Tutto comincia di buon mattino, quando con una temperatura ambiente tutto sommato gradevole mi viene consegnata la chiave di quella station wagon rossa con quei cerchi enormi e quella voce stridula che diceva “Andiamo! Guidami!” – non ho perso neppure un minuto e mi sono fiondato nel lussuoso abitacolo ricco di pelle ed avanguardia tecnologica, senza troppo curarmi che la lancetta del serbatoio era soltanto vicina alla linea di mezzo. Ho messo in moto e mentre ho dato tempo al 4.2 di scaldarsi, sono sceso ed ho dato un’occhiata al posteriore, a quei due terminali di scarico taglia XL ed a quegli pneumatici da 255 pollici che promettevano un grip pressoché infinito. La voglia di partire è tanta e grazie al fatto di essere nel cuore della stagione estiva, basta attendere poco e mi posso muovere. Immediatamente l’istinto mi porta a lasciare il traffico Milanese – con Corso Sempione ormai alle spalle, la mia direzione è verso Sud, dove per sfruttare al meglio il mio tempo con lei (soltanto mezza giornata) mi attendono aperte strade di campagna con ottima visibilità ed un occhiolino al tachimetro. Noto subito che la RS4 Avant è amichevole quanto basta per instaurare con il guidatore un rapporto di fiducia reciproca: il bilanciamento dei pesi è talmente buono che nonostante la potenza ed i suoi 430Nm di coppia, il sovrasterzo, soprattutto con asfalto asciutto, è inesistente. Discorso a parte per il sottosterzo che fa capolino se sei tu in primis a comportarti nel modo sbagliato in entrata o in uscita di curva. La strada si allarga, il sole comincia a scaldare più intensamente ed i finestrini vanno giù, dando modo allo scarico di liberare la propria voce senza che più niente divida le mie orecchie da quel melodioso boato, sempre presente non appena tocchi il paddle per scendere di marcia. A quel punto, la schiena viene premuta al sedile e sorridi come un bambino che ha appena vinto un giro gratis al Luna Park. I chilometri trascorrono veloci e le ore pure – i negozi dei paesini che attraverso chiudono per la pausa pranzo e colgo l’occasione per approfondire il mio rapporto con questo motore, vero e proprio gioiello di casa Audi. Si, lo so, sono espressioni contorte per dire che forse ho anche sbattuto la testa col modo ideale per far scendere il livello della benzina a tempo di record.

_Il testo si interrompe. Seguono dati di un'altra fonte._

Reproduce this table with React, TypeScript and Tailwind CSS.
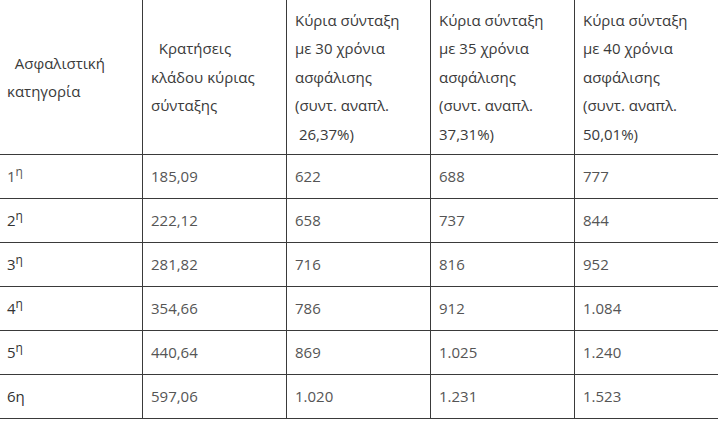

Ed infatti, così è.
L’auto comincia a singhiozzare e preoccupato come se mi si ponesse di fronte la fine del mondo, scorro nella mente ogni possibile causa, rendendomi conto che la spia del carburante era accesa (e ben visibile) di fronte a me, ormai da chissà quanto. Accosto a bordo strada e consulto il navigatore notando che il distributore più vicino, è tutt’altro che vicino – l’autonomia residua è pari a 0 Km! Bene, anzi nient’affatto. Con il motore che ormai non intende riavviarsi, scendo ed osservo ciò che mi circonda, ovvero una apparentemente infinita pianura, sia da un lato che dall’altro, in alto un Sole rovente ed in basso un asfalto che farebbe sciogliere ogni benché minimo ottimismo. Le doppie frecce lampeggiano e quegli interminabili minuti di attesa mi danno modo di riflettere che posso ritenermi fortunato poiché è in assoluto (e ad oggi, dopo circa 9 anni, l’unica) la prima volta in cui sono costretto a bordo strada per essere rimasto a secco. Osservo l’RS4 e sorrido come uno stupido, dandole una pacca sul montante anteriore come a dirle “Bé dai, ci siamo divertiti evidentemente” – e dopo qualche ora un buon uomo al volante di un trattore si ferma e si offre di portarmi dal primo distributore dove riesco a mettere qualche litro di Senza Piombo in una tanica, giusto quanto basta per tornare poco dopo con l’auto e fare un sano e provvidenziale pieno. Si sta facendo tardi, il Sole diminuisce la sua intensità ed io mi dirigo verso Milano, con un’andatura più pacata e con il sorriso dentro per aver trascorso una giornata al volante di una sportiva eccezionale, pratica e potente, ma soprattutto perché grazie all’avventura vissuta con lei, sono certo che quando tornerò al volante di una RS4 lo farò con gli occhi ben fissi sull’indicatore del carburante e non soltanto sul contagiri.